>> begin Provided records

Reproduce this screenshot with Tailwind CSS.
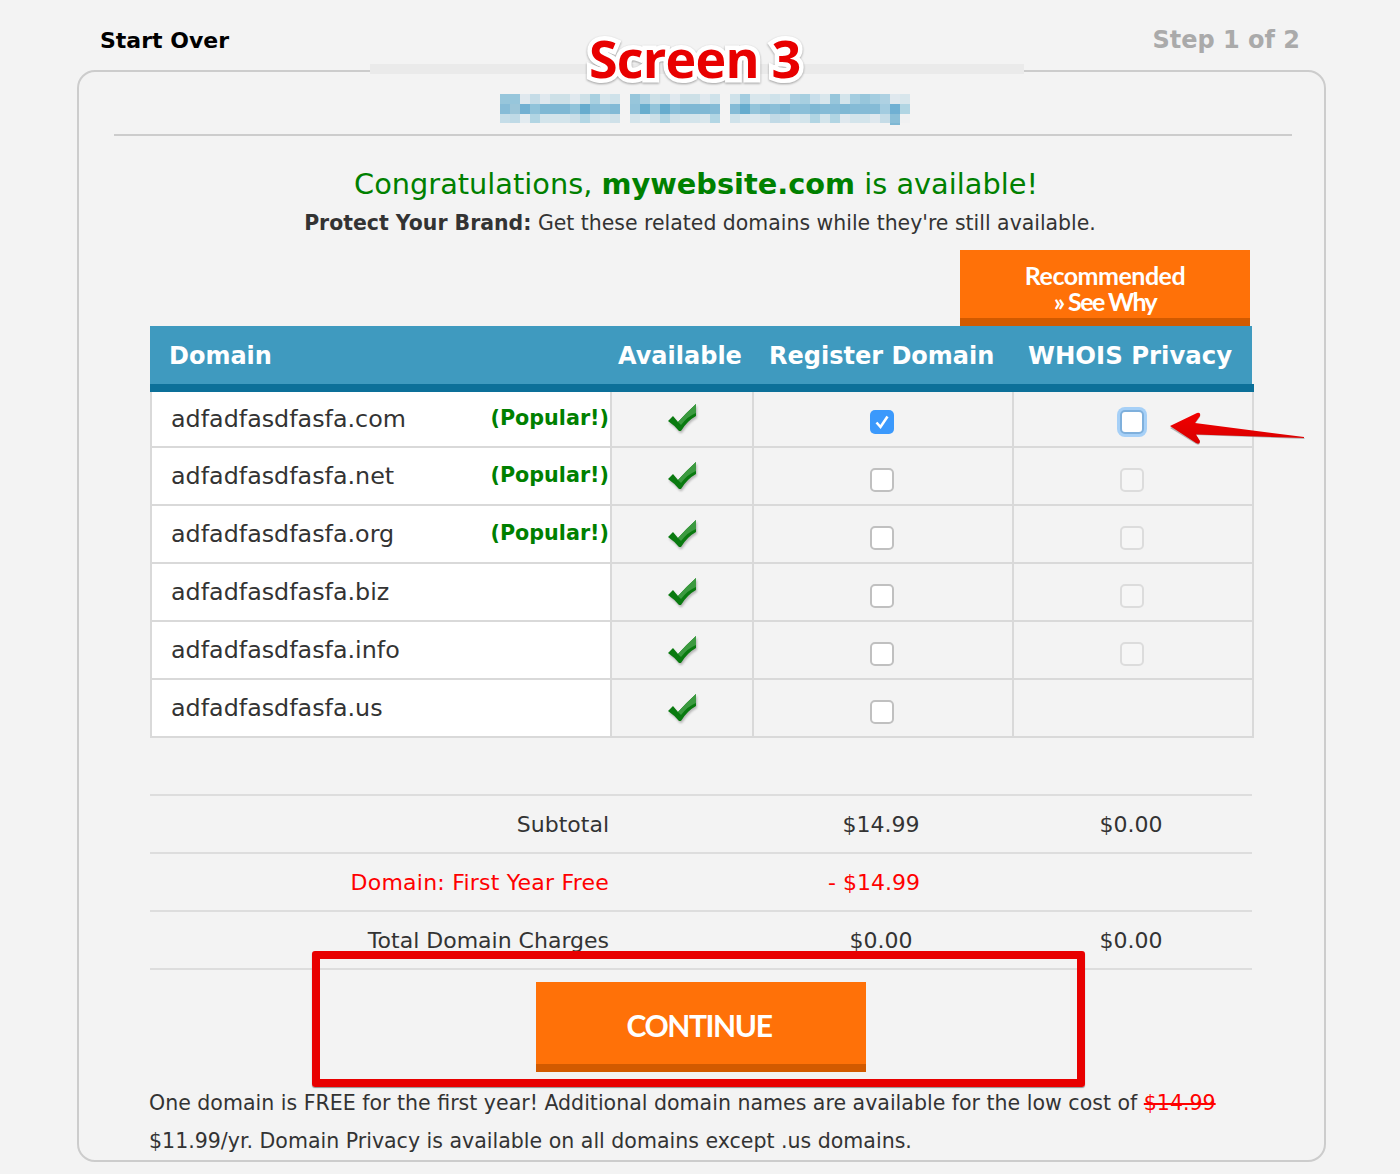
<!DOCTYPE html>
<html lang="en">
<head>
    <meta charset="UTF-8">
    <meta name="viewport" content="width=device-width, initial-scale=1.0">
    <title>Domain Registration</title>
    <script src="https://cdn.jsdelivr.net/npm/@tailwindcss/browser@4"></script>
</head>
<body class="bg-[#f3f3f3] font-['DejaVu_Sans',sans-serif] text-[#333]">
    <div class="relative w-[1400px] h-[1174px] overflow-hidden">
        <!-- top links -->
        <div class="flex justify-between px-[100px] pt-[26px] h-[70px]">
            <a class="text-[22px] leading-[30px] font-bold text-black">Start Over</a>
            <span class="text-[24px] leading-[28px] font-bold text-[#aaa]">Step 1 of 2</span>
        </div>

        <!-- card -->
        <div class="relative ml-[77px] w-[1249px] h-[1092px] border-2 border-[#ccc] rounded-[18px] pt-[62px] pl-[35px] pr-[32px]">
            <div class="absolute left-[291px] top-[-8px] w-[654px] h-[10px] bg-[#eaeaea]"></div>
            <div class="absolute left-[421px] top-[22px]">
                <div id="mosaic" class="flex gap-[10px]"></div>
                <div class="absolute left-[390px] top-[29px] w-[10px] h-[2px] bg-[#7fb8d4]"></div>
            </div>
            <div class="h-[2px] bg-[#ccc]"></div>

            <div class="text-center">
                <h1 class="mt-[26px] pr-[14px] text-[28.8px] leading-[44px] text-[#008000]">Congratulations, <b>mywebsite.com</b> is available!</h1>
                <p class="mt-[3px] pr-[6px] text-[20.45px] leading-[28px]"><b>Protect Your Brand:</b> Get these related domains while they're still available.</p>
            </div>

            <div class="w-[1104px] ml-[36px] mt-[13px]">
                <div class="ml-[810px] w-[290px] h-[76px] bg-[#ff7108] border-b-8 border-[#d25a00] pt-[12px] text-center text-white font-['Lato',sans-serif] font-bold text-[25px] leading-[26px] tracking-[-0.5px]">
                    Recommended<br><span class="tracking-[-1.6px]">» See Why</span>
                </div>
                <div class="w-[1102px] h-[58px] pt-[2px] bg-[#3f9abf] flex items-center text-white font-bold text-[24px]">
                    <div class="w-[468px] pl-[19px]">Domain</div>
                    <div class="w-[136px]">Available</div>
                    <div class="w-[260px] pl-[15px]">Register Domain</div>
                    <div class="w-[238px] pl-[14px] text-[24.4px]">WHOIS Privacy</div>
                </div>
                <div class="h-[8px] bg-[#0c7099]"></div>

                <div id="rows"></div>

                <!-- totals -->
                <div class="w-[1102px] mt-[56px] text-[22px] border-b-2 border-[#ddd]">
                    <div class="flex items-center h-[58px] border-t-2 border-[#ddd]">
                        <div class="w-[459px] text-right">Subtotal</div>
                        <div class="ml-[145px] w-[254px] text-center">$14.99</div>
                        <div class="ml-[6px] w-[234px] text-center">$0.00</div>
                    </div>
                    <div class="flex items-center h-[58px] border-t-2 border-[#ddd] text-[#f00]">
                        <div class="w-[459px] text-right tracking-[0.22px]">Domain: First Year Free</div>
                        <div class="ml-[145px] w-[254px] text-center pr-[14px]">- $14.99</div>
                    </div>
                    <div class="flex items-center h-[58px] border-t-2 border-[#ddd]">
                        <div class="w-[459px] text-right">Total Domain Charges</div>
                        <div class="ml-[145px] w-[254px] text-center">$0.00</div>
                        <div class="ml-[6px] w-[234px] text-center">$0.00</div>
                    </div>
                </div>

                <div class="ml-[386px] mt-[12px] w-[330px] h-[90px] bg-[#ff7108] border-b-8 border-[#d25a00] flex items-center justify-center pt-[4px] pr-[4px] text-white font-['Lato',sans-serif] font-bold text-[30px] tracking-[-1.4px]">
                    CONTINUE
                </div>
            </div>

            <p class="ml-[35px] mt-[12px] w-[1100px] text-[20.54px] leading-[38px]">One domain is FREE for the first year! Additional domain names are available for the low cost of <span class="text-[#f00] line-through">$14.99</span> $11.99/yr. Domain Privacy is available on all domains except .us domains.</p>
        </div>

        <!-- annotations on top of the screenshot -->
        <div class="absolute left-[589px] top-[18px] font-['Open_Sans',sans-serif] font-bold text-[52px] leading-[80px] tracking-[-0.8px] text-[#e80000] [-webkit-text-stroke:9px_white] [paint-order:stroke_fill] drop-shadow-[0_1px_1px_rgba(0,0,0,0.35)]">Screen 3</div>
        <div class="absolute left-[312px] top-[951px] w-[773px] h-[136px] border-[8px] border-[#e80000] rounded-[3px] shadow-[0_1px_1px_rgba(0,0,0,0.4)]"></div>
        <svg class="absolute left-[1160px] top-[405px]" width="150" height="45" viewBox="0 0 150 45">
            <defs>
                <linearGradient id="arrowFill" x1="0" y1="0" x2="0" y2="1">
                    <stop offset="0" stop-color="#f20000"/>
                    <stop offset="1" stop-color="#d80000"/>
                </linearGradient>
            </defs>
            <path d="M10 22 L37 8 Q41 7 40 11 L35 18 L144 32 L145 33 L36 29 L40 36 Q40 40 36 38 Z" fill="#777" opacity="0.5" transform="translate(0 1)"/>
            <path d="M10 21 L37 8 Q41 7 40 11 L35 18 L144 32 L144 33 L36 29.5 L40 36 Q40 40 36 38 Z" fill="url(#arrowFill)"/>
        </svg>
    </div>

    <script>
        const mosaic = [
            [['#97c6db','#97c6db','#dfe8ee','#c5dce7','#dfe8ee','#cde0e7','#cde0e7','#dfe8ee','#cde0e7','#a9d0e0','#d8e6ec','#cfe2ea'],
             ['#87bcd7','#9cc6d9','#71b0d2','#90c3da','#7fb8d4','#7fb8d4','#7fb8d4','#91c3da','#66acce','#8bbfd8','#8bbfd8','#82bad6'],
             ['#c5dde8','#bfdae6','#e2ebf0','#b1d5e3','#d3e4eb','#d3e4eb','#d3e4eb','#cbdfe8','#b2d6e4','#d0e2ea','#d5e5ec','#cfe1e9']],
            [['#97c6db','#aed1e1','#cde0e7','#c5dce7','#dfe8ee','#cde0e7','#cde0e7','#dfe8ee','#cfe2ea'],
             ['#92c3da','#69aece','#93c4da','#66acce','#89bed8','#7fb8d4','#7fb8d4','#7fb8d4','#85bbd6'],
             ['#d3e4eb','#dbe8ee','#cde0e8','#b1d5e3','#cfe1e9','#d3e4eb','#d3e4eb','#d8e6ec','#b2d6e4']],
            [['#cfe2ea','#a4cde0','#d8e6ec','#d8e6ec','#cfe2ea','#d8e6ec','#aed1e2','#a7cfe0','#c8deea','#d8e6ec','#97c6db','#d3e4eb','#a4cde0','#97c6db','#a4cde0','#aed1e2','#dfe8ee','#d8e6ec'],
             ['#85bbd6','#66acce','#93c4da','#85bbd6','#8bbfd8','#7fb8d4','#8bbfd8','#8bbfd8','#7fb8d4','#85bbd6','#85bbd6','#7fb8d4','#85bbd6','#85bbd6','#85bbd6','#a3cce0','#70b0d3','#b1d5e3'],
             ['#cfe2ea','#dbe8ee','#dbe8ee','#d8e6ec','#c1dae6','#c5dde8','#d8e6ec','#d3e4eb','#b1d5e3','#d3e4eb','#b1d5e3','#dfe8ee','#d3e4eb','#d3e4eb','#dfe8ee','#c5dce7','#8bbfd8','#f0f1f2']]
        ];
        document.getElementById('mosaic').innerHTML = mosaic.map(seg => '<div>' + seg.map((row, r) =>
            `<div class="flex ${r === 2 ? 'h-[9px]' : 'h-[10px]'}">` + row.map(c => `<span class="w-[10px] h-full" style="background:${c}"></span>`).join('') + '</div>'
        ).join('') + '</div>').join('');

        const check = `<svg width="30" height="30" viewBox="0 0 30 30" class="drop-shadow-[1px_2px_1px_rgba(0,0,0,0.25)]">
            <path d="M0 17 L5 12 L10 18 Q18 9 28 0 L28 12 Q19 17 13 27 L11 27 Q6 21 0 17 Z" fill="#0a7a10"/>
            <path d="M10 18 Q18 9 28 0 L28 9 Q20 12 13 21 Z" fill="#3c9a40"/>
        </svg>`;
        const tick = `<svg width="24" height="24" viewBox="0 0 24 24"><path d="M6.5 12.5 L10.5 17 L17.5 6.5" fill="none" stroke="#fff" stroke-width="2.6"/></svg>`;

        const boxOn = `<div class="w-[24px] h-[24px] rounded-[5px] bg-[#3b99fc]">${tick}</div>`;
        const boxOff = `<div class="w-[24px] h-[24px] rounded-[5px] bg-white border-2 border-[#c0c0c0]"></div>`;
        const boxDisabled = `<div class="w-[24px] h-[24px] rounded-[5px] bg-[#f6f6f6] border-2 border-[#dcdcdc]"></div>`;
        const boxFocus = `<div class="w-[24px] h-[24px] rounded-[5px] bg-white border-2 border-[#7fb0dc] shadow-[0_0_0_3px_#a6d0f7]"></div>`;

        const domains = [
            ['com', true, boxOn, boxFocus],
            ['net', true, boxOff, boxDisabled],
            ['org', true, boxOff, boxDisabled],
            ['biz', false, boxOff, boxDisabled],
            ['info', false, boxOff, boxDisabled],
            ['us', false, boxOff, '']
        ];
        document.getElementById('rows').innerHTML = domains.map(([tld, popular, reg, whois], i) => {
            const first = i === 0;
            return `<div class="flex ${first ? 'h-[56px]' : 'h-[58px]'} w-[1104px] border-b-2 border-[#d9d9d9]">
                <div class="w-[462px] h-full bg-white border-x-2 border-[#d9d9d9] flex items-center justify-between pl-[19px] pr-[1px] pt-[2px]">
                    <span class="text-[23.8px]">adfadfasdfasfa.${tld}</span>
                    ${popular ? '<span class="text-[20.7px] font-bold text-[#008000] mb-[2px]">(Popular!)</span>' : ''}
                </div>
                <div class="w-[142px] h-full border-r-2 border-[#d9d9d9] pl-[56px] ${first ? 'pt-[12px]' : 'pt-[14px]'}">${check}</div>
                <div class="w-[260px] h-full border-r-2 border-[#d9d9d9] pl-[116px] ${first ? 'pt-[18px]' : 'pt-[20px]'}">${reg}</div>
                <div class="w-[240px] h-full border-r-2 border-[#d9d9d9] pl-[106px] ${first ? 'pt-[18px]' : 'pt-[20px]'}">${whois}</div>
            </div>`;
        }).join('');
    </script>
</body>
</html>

>> end Provided records
>> begin Provided records

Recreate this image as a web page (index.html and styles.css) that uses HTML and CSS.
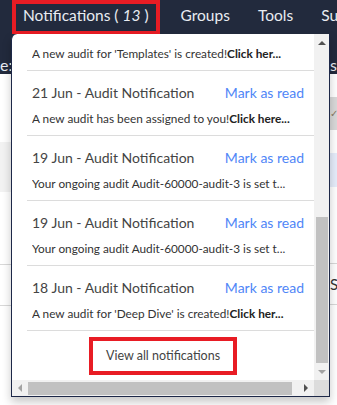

>> end Provided records

(Objective)
From the records above, pull out every line containing the word "screenshot".

(Written answer)
Reproduce this screenshot with Tailwind CSS.
        <!-- annotations on top of the screenshot -->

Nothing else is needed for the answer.